Why AI Photo Editing Tools Make Learning Less Intimidating
Traditional photo editing can feel overwhelming: dozens of panels, sliders, and technical terms stand between you and the image in your head. AI photo editing tools change that by automating complex, repetitive steps like masking, object removal, and retouching. Instead of wrestling with selections or layers, beginners can focus on creative decisions—what to keep, what to remove, and what mood they want. This automation is especially powerful when you’re trying to learn Photoshop faster. Many modern AI tools integrate with or sit alongside Photoshop, letting you see what a polished result looks like instantly. You can then reverse‑engineer the look, studying adjustment layers, masks, and filters at your own pace. In other words, AI doesn’t replace learning; it lowers the barrier to entry, gives you quick wins, and turns Photoshop into a more forgiving playground for beginner photo editing.

Adobe Photoshop with Firefly: Learn by Letting AI Go First
Photoshop remains the core app many people want to master, and its built‑in Firefly AI is a great learning companion. Features like Generative Fill and Generative Expand let you add, remove, or extend parts of a photo using simple text prompts instead of advanced compositing skills. You can generate an element with AI, then inspect the resulting layers, masks, and adjustments to see how Photoshop structures a complex edit. AI‑powered masking, object selection, and neural filters also speed up tedious tasks. Rather than spending half an hour tracing a subject, a single click can create a clean selection so you can immediately experiment with color grading or lighting. Because these tools live directly inside Photoshop, every AI action becomes a mini‑lesson in how the software works, helping you learn Photoshop faster while still producing impressive results for real projects.
Adobe Lightroom AI: Master Global Edits and Batch Workflows
If Photoshop is for detailed edits, Lightroom is ideal for organizing photos and learning global adjustments. Its AI features, powered by Adobe Sensei and Firefly, help beginners understand exposure, color, and contrast without getting lost in menus. One‑click AI Masking automatically isolates skies, subjects, or objects, so you can practice targeted adjustments with simple sliders instead of complex selections. Generative Remove erases distractions and rebuilds backgrounds, showing you how cleanup can transform a composition. AI Denoise teaches you how noise and sharpness affect image quality by giving you a high‑quality baseline to compare against manual tweaks. Because Lightroom applies edits non‑destructively and can sync settings across large batches of images, it’s a powerful way to practice consistent beginner photo editing. Over time, you learn which adjustments matter most while AI quietly handles the heavy lifting behind the scenes.

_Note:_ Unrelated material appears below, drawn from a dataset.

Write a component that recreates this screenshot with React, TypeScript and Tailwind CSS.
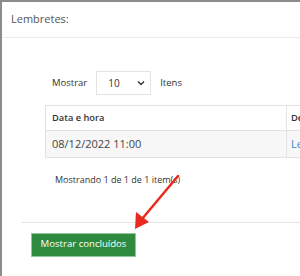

Luminar Neo and Topaz Photo AI: Fix First, Then Refine in Photoshop
Some AI photo editing tools work best as prep stations before you open Photoshop. Luminar Neo focuses on creative transformations—sky replacement, portrait enhancements, bokeh effects, and even redirecting light in a scene. With just a few clicks, you can turn a flat landscape into something dramatic or polish a portrait. Once you see the finished look, you can bring the image into Photoshop and try to replicate parts of the effect manually, building your skills step by step. Topaz Photo AI specializes in technical quality: denoising, sharpening, and upscaling. Beginners often struggle to understand why a photo looks soft or grainy. Running it through Topaz gives you a clean, optimized version to compare against the original. That comparison becomes a visual lesson in ISO, motion blur, and resolution. Together, these tools automate tedious corrections so your Photoshop practice can focus on composition, retouching, and creative styling.
Canva Magic Studio: Practice Composition and Design Before Pixel-Peeping
If you are completely new to editing, jumping straight into Photoshop can still feel like too much. Canva’s Magic Studio offers an easier starting point while teaching principles that transfer directly into Photoshop. Tools like Magic Edit and Magic Eraser let you replace or remove objects with plain‑language prompts, while the background remover and image upscaler tidy up photos for social or marketing use. Because Canva is template‑driven, you can study layouts, typography, and visual hierarchy without worrying about technical details. You learn how cropping, color palettes, and white space influence the final image. Later, when you open Photoshop, you will already understand what you are trying to achieve; you are just using more advanced controls. This hybrid approach—design in Canva, refine in Photoshop—helps you learn Photoshop faster by separating creative decision‑making from technical execution in your beginner photo editing journey.